Other solutions use CO2 to make materials such as cement or aggregate. For example, Blue Planet (ranked in the top 30% of startups rated by Early Metrics) combines recovered carbon dioxide with calcium from waste to create a synthetic limestone aggregate for construction. Other startups are working on different materials, such as Lanzatech, which develops a wide range of products based on recycled CO2: from perfume to laundry detergent, to textiles.

Some startups are working on capturing and storing CO2 without the goal of reusing it but rather to reduce atmospheric pollution. For example, Carbfix captures CO2 either by dissolving it in water from power plants or directly in the atmosphere by capturing it in the air and then dissolving it in water. The carbonaceous water is then injected into the subsoil where it reacts with the rock to solidify and be stored.

A long road ahead…

The startup ecosystem offers many solutions to reduce the industrial sector’s impact on the environment. Nevertheless, these solutions all have their limits.
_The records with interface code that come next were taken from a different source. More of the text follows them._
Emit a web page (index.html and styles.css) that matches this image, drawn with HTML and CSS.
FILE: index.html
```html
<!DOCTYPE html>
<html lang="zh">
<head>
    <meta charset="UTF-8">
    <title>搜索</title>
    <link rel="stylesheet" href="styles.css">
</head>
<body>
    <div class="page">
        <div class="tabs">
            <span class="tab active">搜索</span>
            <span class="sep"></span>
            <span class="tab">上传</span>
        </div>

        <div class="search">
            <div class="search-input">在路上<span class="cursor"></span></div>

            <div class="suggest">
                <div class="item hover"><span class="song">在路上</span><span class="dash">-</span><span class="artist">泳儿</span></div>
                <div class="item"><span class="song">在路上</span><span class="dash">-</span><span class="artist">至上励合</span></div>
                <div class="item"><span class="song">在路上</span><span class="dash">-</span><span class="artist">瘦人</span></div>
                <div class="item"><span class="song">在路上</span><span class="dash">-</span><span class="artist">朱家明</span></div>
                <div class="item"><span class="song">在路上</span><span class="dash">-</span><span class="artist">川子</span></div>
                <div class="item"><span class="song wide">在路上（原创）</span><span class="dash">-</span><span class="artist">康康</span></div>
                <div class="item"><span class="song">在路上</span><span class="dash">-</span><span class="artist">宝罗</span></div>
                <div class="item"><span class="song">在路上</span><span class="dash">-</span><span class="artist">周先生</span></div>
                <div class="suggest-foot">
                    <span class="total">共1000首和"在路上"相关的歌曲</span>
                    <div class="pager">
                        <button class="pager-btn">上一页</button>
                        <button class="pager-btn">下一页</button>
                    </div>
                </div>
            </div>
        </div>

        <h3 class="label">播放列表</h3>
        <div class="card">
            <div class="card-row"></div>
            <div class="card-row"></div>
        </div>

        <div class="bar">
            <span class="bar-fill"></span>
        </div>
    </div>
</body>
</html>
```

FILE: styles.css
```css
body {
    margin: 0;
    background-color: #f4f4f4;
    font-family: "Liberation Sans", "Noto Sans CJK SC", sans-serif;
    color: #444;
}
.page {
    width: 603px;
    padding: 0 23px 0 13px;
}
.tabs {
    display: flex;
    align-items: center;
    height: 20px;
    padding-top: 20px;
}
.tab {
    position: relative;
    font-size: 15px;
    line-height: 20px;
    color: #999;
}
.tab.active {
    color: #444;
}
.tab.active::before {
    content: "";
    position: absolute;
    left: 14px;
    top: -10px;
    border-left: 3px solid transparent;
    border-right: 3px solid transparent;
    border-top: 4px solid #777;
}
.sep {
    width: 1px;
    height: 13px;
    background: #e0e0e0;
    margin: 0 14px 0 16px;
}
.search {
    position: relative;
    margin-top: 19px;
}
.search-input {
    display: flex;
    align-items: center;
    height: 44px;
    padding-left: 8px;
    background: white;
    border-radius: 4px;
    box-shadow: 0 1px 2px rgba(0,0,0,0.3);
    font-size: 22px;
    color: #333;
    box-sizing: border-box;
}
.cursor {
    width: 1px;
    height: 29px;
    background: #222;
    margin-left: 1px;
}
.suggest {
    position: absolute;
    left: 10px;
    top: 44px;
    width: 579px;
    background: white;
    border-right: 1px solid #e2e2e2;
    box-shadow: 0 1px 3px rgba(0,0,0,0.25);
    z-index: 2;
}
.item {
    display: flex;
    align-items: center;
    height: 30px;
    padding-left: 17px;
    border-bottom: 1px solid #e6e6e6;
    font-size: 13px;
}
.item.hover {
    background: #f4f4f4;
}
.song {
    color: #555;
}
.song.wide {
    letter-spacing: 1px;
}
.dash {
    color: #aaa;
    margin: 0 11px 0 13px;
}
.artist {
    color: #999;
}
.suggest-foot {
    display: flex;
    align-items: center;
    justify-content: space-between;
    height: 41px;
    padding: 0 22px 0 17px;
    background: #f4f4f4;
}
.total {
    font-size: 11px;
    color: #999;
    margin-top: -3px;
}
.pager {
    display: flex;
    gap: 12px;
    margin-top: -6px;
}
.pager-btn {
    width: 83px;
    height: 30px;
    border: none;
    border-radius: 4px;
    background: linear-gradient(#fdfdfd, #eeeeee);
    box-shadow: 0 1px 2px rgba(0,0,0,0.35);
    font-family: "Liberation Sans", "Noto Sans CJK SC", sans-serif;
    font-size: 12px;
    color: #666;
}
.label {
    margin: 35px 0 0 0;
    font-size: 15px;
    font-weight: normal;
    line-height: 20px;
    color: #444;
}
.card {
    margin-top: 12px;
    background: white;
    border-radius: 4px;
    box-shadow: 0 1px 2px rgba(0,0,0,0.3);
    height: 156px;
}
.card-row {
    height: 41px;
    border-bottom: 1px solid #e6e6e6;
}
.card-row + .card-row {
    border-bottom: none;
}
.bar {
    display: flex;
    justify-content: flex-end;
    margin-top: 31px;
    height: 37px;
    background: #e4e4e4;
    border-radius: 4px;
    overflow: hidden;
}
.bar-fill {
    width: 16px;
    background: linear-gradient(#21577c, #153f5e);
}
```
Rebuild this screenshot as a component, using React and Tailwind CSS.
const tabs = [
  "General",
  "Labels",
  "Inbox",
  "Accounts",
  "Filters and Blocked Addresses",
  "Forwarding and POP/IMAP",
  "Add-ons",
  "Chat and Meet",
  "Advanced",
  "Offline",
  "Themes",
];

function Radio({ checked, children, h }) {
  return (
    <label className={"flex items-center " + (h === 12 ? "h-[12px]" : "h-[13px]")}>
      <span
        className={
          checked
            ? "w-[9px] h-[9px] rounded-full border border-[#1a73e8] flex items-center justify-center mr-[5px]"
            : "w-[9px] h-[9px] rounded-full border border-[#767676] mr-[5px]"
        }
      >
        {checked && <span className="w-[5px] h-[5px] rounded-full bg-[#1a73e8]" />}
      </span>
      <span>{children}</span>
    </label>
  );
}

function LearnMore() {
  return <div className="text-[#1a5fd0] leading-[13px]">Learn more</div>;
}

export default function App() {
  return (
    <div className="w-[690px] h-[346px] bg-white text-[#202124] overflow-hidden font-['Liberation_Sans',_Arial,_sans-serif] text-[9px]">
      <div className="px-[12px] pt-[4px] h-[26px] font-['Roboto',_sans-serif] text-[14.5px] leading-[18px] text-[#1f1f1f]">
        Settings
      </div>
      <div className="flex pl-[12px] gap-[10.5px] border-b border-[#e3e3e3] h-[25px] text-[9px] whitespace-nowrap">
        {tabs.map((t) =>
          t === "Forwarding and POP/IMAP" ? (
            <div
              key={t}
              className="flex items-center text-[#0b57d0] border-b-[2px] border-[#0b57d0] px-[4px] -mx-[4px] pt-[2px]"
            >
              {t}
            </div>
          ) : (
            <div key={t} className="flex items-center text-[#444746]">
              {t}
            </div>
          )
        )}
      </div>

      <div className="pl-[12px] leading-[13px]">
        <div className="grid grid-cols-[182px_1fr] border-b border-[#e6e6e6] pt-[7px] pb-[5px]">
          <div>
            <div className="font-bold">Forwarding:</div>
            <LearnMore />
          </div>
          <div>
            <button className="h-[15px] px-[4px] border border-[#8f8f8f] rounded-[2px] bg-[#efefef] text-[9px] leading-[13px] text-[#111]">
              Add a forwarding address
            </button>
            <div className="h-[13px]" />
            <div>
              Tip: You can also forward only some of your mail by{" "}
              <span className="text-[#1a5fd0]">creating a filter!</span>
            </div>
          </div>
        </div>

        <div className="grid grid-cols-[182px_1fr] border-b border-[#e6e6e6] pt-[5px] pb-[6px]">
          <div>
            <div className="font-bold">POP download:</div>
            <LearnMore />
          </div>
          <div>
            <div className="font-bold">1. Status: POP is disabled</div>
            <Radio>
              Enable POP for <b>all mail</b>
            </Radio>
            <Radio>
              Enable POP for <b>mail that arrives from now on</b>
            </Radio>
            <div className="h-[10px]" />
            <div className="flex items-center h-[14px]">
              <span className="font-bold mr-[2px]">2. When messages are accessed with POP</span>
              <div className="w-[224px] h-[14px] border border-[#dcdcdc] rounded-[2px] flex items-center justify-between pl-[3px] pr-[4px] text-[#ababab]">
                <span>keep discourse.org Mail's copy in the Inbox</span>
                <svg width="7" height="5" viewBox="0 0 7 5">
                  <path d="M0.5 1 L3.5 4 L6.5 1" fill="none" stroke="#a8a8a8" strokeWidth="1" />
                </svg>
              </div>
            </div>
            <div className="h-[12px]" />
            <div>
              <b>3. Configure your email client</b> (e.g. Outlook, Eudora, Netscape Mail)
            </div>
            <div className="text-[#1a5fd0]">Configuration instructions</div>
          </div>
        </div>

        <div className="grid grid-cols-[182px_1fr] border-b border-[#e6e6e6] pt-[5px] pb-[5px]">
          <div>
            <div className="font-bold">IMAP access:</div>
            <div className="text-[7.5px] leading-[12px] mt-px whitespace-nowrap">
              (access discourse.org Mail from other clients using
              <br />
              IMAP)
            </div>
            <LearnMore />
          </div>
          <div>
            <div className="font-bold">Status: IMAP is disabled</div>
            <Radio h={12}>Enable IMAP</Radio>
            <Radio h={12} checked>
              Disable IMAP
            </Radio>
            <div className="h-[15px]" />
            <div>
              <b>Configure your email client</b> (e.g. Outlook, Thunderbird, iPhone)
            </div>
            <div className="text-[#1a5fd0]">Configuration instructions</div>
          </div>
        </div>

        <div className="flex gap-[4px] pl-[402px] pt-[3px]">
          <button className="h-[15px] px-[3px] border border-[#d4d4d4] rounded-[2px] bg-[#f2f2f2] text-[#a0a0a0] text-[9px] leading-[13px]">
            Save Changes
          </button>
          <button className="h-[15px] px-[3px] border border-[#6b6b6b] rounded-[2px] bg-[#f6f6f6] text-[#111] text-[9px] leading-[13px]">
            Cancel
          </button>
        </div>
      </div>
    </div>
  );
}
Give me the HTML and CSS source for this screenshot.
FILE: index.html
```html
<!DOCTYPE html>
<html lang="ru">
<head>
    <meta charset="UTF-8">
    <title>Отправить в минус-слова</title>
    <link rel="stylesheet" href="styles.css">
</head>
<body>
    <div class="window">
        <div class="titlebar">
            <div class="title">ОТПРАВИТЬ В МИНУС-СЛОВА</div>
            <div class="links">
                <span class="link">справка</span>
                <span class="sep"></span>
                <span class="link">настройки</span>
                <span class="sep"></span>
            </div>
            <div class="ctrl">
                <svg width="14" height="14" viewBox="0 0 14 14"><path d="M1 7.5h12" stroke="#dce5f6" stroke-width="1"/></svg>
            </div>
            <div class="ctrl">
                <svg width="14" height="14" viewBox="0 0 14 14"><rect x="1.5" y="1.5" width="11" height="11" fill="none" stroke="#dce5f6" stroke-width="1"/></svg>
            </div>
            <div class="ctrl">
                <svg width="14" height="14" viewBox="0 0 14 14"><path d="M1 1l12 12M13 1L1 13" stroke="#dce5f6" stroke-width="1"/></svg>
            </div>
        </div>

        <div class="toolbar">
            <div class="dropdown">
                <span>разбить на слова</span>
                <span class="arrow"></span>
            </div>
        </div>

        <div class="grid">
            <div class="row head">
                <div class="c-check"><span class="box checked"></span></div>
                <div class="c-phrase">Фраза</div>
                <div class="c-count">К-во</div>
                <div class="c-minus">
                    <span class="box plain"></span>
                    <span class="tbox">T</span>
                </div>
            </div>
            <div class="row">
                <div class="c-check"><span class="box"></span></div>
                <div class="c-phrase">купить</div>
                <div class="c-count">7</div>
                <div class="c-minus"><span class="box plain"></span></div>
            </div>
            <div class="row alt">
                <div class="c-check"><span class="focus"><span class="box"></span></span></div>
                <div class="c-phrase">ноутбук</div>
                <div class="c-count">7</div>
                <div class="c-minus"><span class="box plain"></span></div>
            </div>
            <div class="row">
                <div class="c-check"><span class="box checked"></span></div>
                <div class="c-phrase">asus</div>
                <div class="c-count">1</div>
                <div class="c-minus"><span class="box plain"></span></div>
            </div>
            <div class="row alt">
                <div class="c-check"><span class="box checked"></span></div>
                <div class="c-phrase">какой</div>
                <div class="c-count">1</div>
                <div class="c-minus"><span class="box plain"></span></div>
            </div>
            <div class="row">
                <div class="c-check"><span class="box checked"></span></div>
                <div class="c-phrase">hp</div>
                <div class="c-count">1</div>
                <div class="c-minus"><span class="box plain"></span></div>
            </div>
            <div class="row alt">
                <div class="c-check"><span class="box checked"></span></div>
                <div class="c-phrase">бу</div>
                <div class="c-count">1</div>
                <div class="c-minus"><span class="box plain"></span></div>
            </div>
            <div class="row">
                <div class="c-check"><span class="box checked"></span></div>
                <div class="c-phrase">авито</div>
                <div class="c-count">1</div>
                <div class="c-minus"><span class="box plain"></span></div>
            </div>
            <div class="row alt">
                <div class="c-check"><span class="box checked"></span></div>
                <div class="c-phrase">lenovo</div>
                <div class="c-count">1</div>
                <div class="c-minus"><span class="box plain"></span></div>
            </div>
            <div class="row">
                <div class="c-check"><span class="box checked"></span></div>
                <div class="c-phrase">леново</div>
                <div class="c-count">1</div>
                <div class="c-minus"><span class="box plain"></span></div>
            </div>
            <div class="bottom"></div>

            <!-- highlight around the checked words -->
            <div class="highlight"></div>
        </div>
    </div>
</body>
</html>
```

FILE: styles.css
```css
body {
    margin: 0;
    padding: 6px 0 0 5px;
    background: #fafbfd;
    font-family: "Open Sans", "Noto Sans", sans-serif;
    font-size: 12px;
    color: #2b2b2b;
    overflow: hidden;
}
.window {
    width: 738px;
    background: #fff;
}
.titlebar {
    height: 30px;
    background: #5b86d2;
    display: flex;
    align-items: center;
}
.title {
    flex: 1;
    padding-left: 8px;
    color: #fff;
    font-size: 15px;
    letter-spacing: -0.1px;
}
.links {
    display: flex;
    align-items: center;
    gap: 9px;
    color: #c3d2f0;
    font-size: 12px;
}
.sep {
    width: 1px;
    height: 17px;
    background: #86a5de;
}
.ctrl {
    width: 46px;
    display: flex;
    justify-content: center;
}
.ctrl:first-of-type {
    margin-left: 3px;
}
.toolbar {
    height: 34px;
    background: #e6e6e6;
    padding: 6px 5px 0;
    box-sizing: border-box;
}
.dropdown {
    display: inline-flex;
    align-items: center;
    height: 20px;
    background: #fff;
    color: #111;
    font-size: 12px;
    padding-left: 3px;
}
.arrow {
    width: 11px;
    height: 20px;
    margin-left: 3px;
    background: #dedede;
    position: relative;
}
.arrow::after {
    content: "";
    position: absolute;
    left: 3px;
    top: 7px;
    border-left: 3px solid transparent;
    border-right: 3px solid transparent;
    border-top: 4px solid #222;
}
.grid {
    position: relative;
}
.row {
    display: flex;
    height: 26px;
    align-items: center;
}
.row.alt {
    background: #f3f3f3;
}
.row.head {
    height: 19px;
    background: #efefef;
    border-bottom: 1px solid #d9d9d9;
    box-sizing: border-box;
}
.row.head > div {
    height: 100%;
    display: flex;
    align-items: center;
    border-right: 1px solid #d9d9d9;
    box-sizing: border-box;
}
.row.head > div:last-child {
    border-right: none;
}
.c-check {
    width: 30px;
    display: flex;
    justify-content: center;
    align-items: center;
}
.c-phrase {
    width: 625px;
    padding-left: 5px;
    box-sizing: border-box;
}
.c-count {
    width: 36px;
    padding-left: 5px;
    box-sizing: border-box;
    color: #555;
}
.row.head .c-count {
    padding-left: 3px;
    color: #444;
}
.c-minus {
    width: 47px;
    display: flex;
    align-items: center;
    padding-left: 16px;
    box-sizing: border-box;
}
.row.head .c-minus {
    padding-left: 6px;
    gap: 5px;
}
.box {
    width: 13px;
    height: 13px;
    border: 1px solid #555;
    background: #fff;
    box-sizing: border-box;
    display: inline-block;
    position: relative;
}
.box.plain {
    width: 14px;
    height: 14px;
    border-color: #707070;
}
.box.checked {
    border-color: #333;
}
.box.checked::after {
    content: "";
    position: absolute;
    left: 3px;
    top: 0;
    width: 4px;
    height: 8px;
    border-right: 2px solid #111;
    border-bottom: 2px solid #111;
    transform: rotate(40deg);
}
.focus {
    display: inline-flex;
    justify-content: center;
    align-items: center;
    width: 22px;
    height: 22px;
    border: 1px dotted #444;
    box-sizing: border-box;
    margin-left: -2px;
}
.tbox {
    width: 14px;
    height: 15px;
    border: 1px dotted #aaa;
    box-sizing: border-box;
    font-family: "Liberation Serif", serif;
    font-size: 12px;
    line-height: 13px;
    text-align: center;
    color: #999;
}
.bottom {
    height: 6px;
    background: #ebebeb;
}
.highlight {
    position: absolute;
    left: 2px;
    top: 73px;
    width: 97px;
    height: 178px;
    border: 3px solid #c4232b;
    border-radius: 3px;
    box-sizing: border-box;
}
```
As such, industrial companies must develop a comprehensive sustainability strategy that addresses all stages of production to ensure real change.

Today, investment funds are actively participating in the emergence of these new technologies. According to Climate Tech VC, climate tech startups raised around $40bn in 2021. A large portion of these investments were in the energy sector. Furthermore, the United States, which is one of the world’s largest carbon emitters, has seen a growth in investments. In 2021, $6.8 billion were invested in Greentech in the US, a record for the sector. Access to these types of investments and the popularisation of partnerships between startups and large industrial groups will allow the sector to continue its momentum towards more sustainable practices.